Walking is everything. The detailed landscapes and realistic physics combine to create a dynamic where you’re constantly thinking about whether — and how — you can make it across that river or around that ledge. You must account for every object you hoist onto your long-suffering back, balancing the desire to defend yourself against your need to reach your goal. With a full load, you have to micromanage your grip on your backpack straps if you don’t want to slip and send your precious cargo tumbling hundreds of meters off a cliff.

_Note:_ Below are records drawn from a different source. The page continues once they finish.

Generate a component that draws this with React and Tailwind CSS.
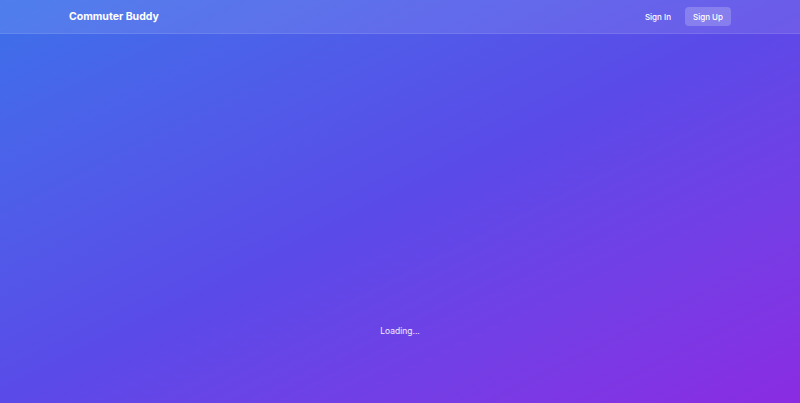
export default function App() {
  return (
    <div
      className="flex min-h-[403px] flex-col bg-gradient-to-br from-[#3b70ea] via-[#5a4ae8] to-[#8a2be2] text-white"
      style={{ fontFamily: "Inter, 'Noto Sans', sans-serif" }}
    >
      <header className="border-b border-white/10 bg-white/10">
        <nav className="flex h-[33px] items-center justify-between px-[69px]">
          <span className="text-[10.5px] font-bold">Commuter Buddy</span>
          <div className="flex items-center gap-[14px] text-[8px] font-medium">
            <button type="button" className="px-0">Sign In</button>
            <button
              type="button"
              className="h-[19px] w-[46px] rounded-[4px] bg-white/20"
            >
              Sign Up
            </button>
          </div>
        </nav>
      </header>

      <main className="flex flex-1 items-end justify-center pb-[65px]">
        <p className="text-[8.5px] text-white/90">Loading...</p>
      </main>
    </div>
  );
}
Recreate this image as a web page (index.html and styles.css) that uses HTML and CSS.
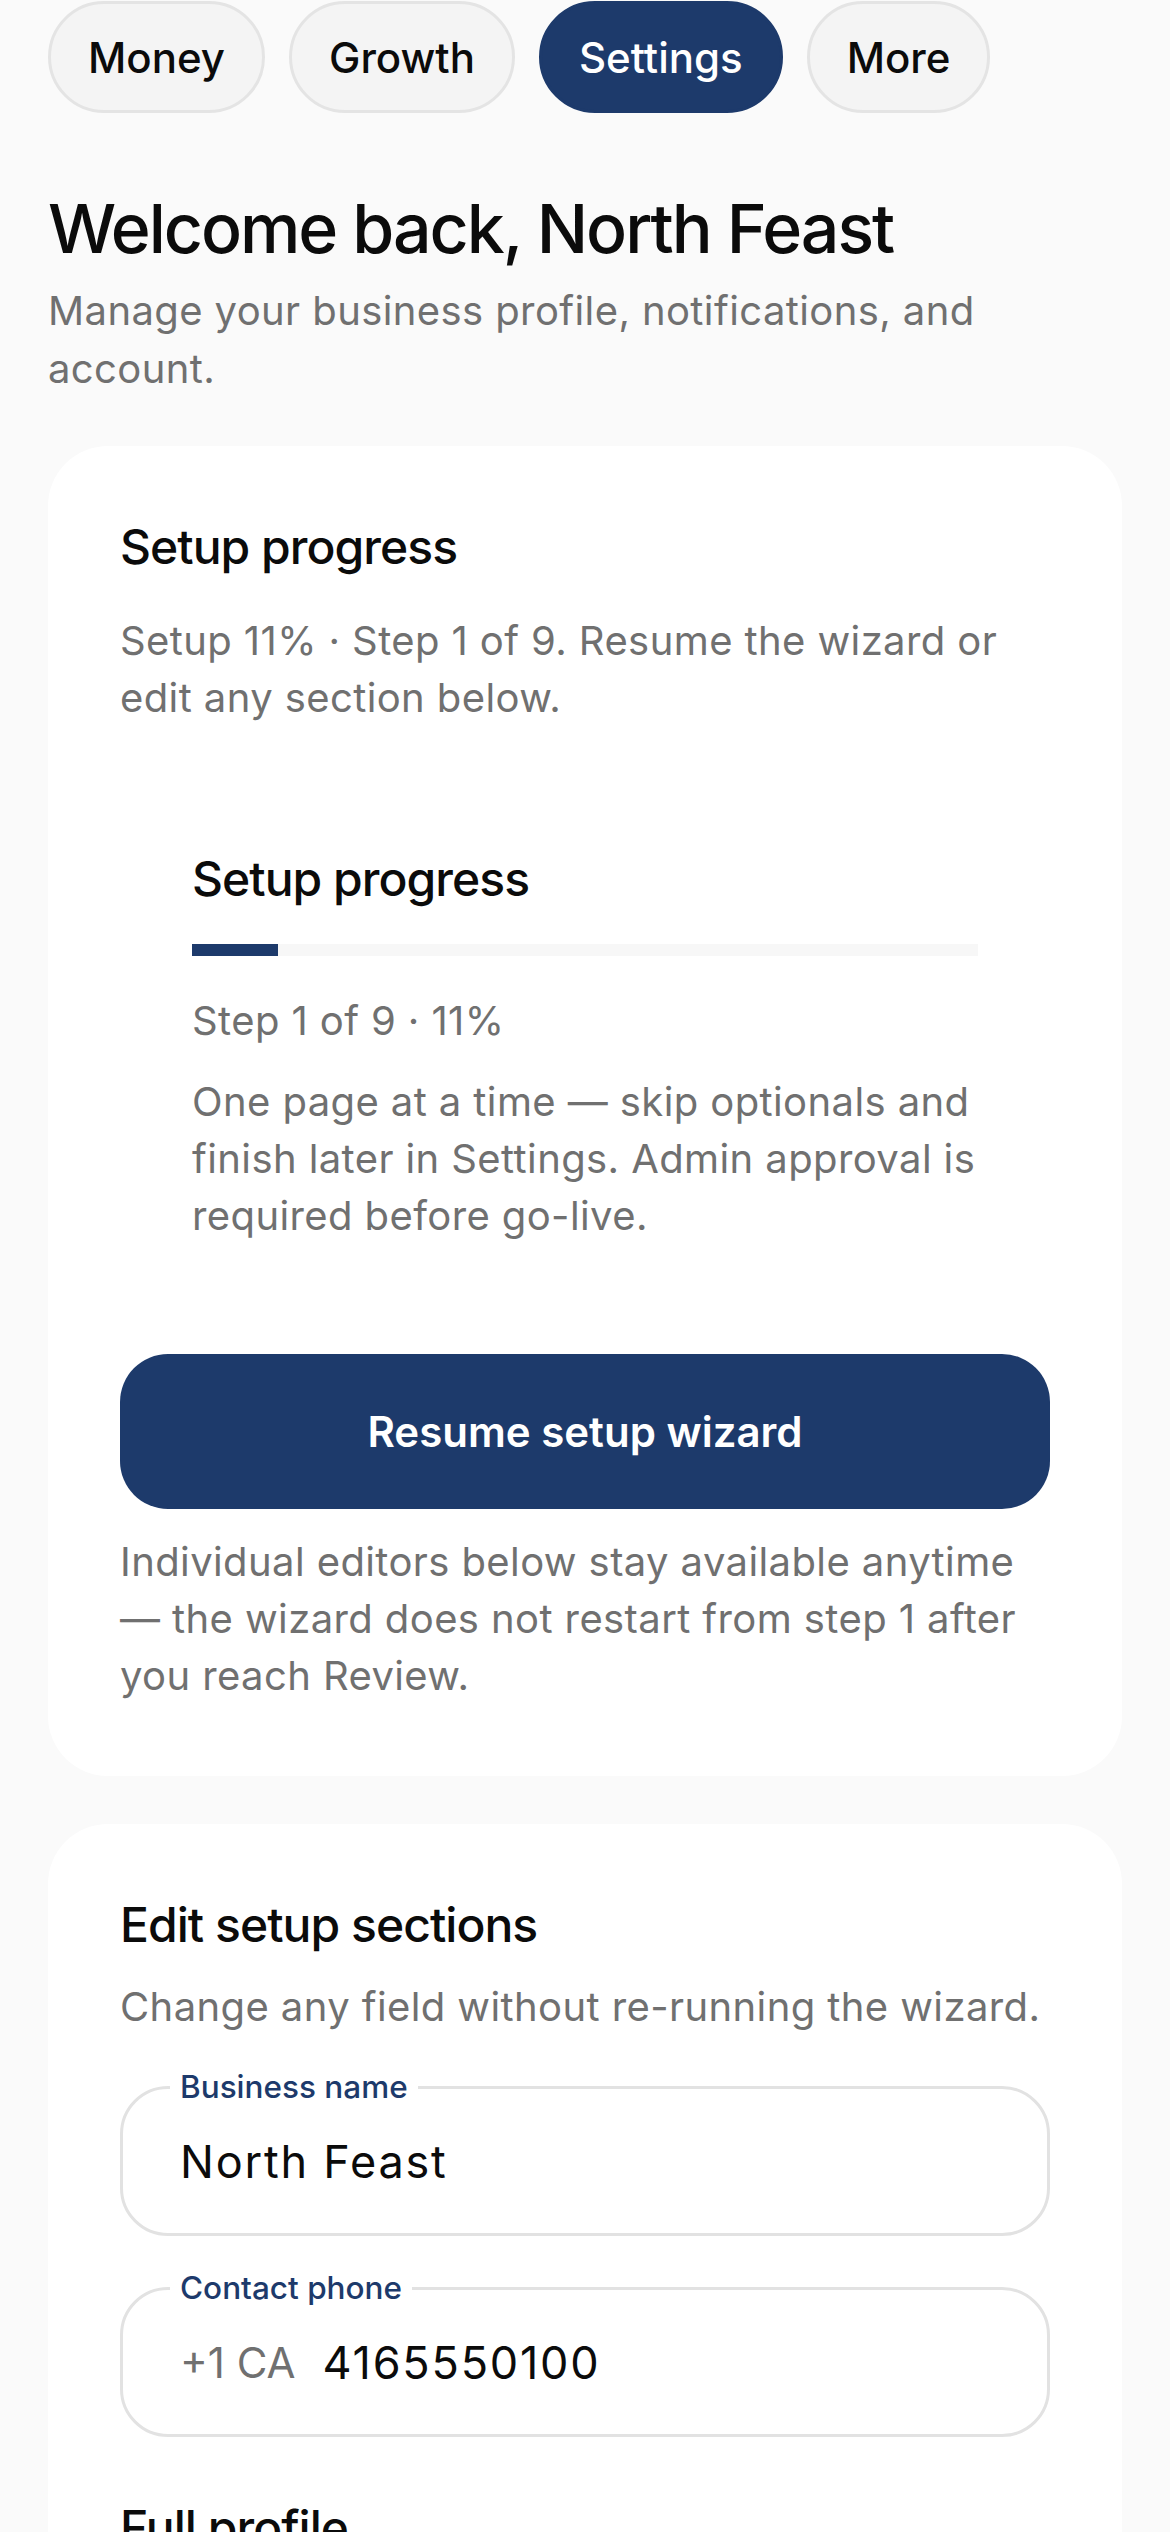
FILE: index.html
```html
<!DOCTYPE html>
<html lang="en">
<head>
    <meta charset="UTF-8">
    <meta name="viewport" content="width=device-width, initial-scale=1.0">
    <title>Settings - North Feast</title>
    <link rel="stylesheet" href="styles.css">
</head>
<body>
    <div class="page">
        <!-- Top section tabs -->
        <nav class="tabs">
            <a class="tab" href="#">Money</a>
            <a class="tab" href="#">Growth</a>
            <a class="tab active" href="#">Settings</a>
            <a class="tab" href="#">More</a>
        </nav>

        <h1 class="welcome">Welcome back, North Feast</h1>
        <p class="lead">Manage your business profile, notifications, and account.</p>

        <!-- Setup progress card -->
        <section class="card">
            <h2>Setup progress</h2>
            <p class="muted">Setup 11% · Step 1 of 9. Resume the wizard or edit any section below.</p>

            <div class="progress-box">
                <h3>Setup progress</h3>
                <div class="bar">
                    <div class="bar-fill" style="width: 11%"></div>
                </div>
                <p class="muted step">Step 1 of 9 · 11%</p>
                <p class="muted desc">One page at a time — skip optionals and finish later in Settings. Admin approval is required before go-live.</p>
            </div>

            <button class="primary" type="button">Resume setup wizard</button>
            <p class="muted note">Individual editors below stay available anytime — the wizard does not restart from step 1 after you reach Review.</p>
        </section>

        <!-- Section editors -->
        <section class="card">
            <h2 class="tight">Edit setup sections</h2>
            <p class="muted">Change any field without re-running the wizard.</p>

            <div class="field">
                <span class="field-label">Business name</span>
                <span class="field-value">North Feast</span>
            </div>

            <div class="field">
                <span class="field-label">Contact phone</span>
                <span class="field-prefix">+1 CA</span>
                <span class="field-value">4165550100</span>
            </div>

            <h2 class="next">Full profile</h2>
        </section>
    </div>
</body>
</html>
```

FILE: styles.css
```css
body {
    margin: 0;
    padding: 0;
    background-color: #fafafa;
    font-family: Inter, "Noto Sans", sans-serif;
    color: #0b0b0b;
}

.page {
    padding: 1px 48px 0;
}

/* Tabs */
.tabs {
    display: flex;
    gap: 24px;
}

.tab {
    display: flex;
    align-items: center;
    height: 112px;
    box-sizing: border-box;
    padding: 0 37px;
    border: 3px solid #e4e4e4;
    border-radius: 999px;
    background-color: #f4f4f4;
    color: #0b0b0b;
    font-size: 42px;
    font-weight: 500;
    text-decoration: none;
}

.tab.active {
    background-color: #1d3a6b;
    border-color: #1d3a6b;
    color: #fff;
}

/* Header */
.welcome {
    margin: 74px 0 13px;
    font-size: 68px;
    line-height: 82px;
    font-weight: 500;
    letter-spacing: -0.03em;
}

.lead {
    margin: 0 0 48px;
    font-size: 40px;
    line-height: 58px;
    letter-spacing: 0.01em;
    color: #707070;
}

/* Cards */
.card {
    background-color: #fff;
    border-radius: 60px;
    padding: 72px;
    margin-bottom: 48px;
}

.card h2,
.progress-box h3 {
    margin: 0 0 36px;
    font-size: 48px;
    line-height: 58px;
    font-weight: 500;
    letter-spacing: -0.02em;
}

.card h2.tight {
    margin-bottom: 24px;
}

.card h2.next {
    margin: 62px 0 0;
}

.muted {
    margin: 0;
    font-size: 40px;
    line-height: 57px;
    letter-spacing: 0.01em;
    color: #707070;
}

/* Nested progress block */
.progress-box {
    margin-top: 52px;
    padding: 72px;
}

.bar {
    height: 12px;
    background-color: #f7f7f7;
}

.bar-fill {
    height: 100%;
    background-color: #1d3a6b;
}

.step {
    margin-top: 36px;
}

.desc {
    margin-top: 24px;
}

.primary {
    display: block;
    width: 100%;
    height: 155px;
    margin-top: 38px;
    border: none;
    border-radius: 48px;
    background-color: #1d3a6b;
    color: #fff;
    font-family: inherit;
    font-size: 42px;
    font-weight: 600;
    cursor: pointer;
}

.note {
    margin-top: 24px;
}

/* Outlined fields */
.field {
    position: relative;
    display: flex;
    align-items: center;
    gap: 27px;
    height: 150px;
    box-sizing: border-box;
    margin-top: 51px;
    padding: 0 57px;
    border: 3px solid #e2e2e2;
    border-radius: 48px;
}

.field-label {
    position: absolute;
    top: -21px;
    left: 47px;
    padding: 0 10px;
    background-color: #fff;
    color: #1d3a6b;
    font-size: 31.5px;
    line-height: 38px;
    font-weight: 500;
}

.field-value {
    font-size: 45px;
    color: #0b0b0b;
    letter-spacing: 0.04em;
}

.field-prefix {
    font-size: 42px;
    color: #707070;
}
```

It gets easier. You will gain access to equipment, vehicles, and the ability to build upon the terrain around you. There is even a fast-travel system, though you won’t often want to use it. It’s not just that it doesn’t let you take items with you. Death Stranding is a game about a man walking coast to coast, and it’s nothing without the sensation that you took each step for yourself. But there’s also a satisfying sense that you are mastering your surroundings as the story starts to accelerate at the midway point, and the journey is choreographed to the extent that reaching the crest of a hill can sometimes be intensely emotional.
Compare this to Metal Gear Solid 4: Guns of the Patriots, one of the least structurally coherent games ever made, or Metal Gear Solid V: The Phantom Pain, an incredible open-world stealth game that was plainly unfinished from a narrative perspective. The Metal Gear game that Death Stranding is most reminiscent of is Metal Gear Solid 3: Snake Eater, the sprawling Cold War jungle adventure from 2004. It was the last Metal Gear Solid game devoted to inhabiting an environment, populating it with outlandish characters, and using wild mechanical ideas to propel a can’t-look-away plot. Death Stranding has all of this and more.
Death Stranding isn’t perfect. But I like it so much that I don’t want it to have a sequel. It’s not that it wraps up everything about its story, that there’s no room for expansion, or even that the ending makes any sense at all. (Let’s just say I am looking forward to reading Reddit and wikis once this game is out in the wild.) But it shows what Kojima Productions can do with a blank slate, a bunch of funding, and a mandate to create something truly unique. It is very much not a game for everyone, of course, and I expect many players won’t make it past the opening hours. Nothing about Death Stranding is accidental, though. It exudes confidence in what it is.
“Hopefully they’ll come to some sort of agreement and that happens, or we do something very similar that’s different. I don’t know,” Norman Reedus said after Silent Hills was canceled. “I have faith that we’re going to do something though because it just seems like it was one of those things that needs to happen.”
Death Stranding was revealed just six months after Reedus’ comments and released a little more than three years later. That is a stunning turnaround for a project of this scale, ambition, and originality. What could the new Kojima Productions have achieved over the past 15 years if Kojima had managed to quit after Metal Gear Solid 3?
There is an alternate dimension in which that happened and we got several new games as weird, divisive, and brilliant as Death Stranding. But rather than rue what might have been, consider that Death Stranding’s release and likely commercial success point to an exciting new future for Kojima Productions, one where the studio can continue to push the boundaries of what’s possible in blockbuster game development — as long as Kojima doesn’t find himself trapped in another franchise, that is.